Treasury has introduced the “investor model,” a framework for addressing the quantitative elements of a CSA, including buy-in payments. Generally, its underlying premise is that the payer should earn no greater than a market rate of return from exploitation of the intellectual property, and that any above-market returns should be realized by the contributor. The investor model effectively limits the income that can be shifted outside the U.S. tax net by U.S. developers of technology and other intellectual property.

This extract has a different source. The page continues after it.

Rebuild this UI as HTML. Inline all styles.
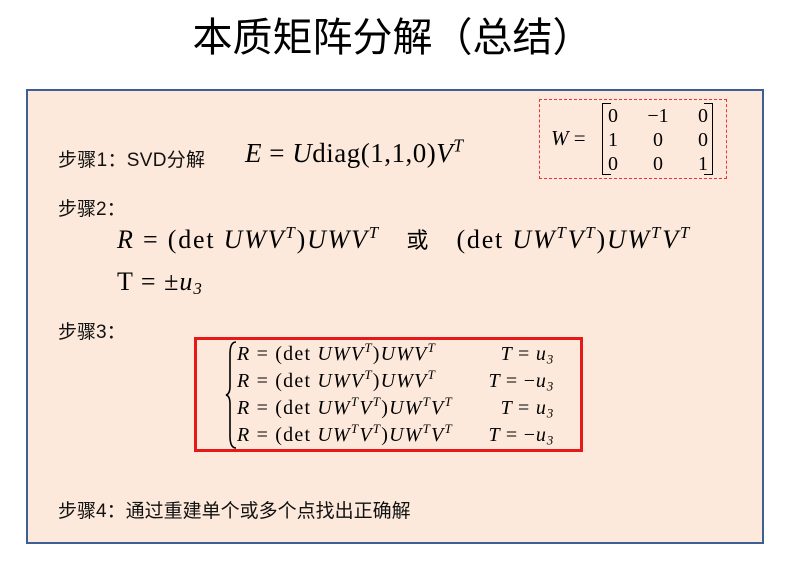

As an adjunct to the investor model, buy-in payments must account for the exclusive, perpetual and territorial right to enhance and develop the contributed intangible property. This limits taxpayers’ ability to place an unreasonably low value on pre-existing contributed property, based on the premise that the rights to it are severely limited. The proposed regulations introduce a variety of new methods for valuing property contributed to a CSA.

Prop. Regs. Sec. 1.482-7 grants the IRS unilateral authority to make allocations to adjust the results of a CSA if they are inconsistent with arm’s-length results. Taxpayers may avoid such adjustments if the CSA results fall within a safe-harbor range of returns, generally defined as 50%–200% of a market return, and if certain administrative requirements are met. Taxpayers have limited rights to refute proposed adjustments based on facts and circumstances.

Additionally, Prop. Regs. Sec. 1.482-7(c) formalizes the Service’s position that make-sell rights must be addressed separately outside the CSA. Thus, if a taxpayer wishes to cost-share technology currently used to manufacture products and that serves as a springboard for the development of derivative technologies, it must charge a royalty for the make-sell rights outside the CSA and a separate buy-in payment for the right to develop derivative technologies within the CSA. Finally, Prop. Regs. Sec. 1.482-7(d) incorporates the IRS’s position that intangible development costs must include all costs in cash or kind, including stock-based compensation.

Effective Date

The regulations are proposed to be effective for CSAs commencing on or after the date final regulations are published in the Federal Register, which is anticipated to be in 2007. CSAs in existence as of Dec. 31, 2006 remain generally subject to the 1996 regulations; however, such grandfathered CSAs may become subject to the new regulations if any of certain changes to a CSA occur, or if the taxpayer fails to comply with the transition rules.


The proposed regulations contain provisions that give the Service broad and unilateral authority to make allocations to adjust taxpayers’ results of CSAs after the fact. Although some of the more controversial provisions will likely be revised in final regulations, CSAs may become less attractive than they are currently. Until regulations are finalized, taxpayers should consider alternative and interim strategies, including developing new intellectual property offshore under the developer-assister rules and structuring acquisitions to leave acquired intellectual property rights offshore.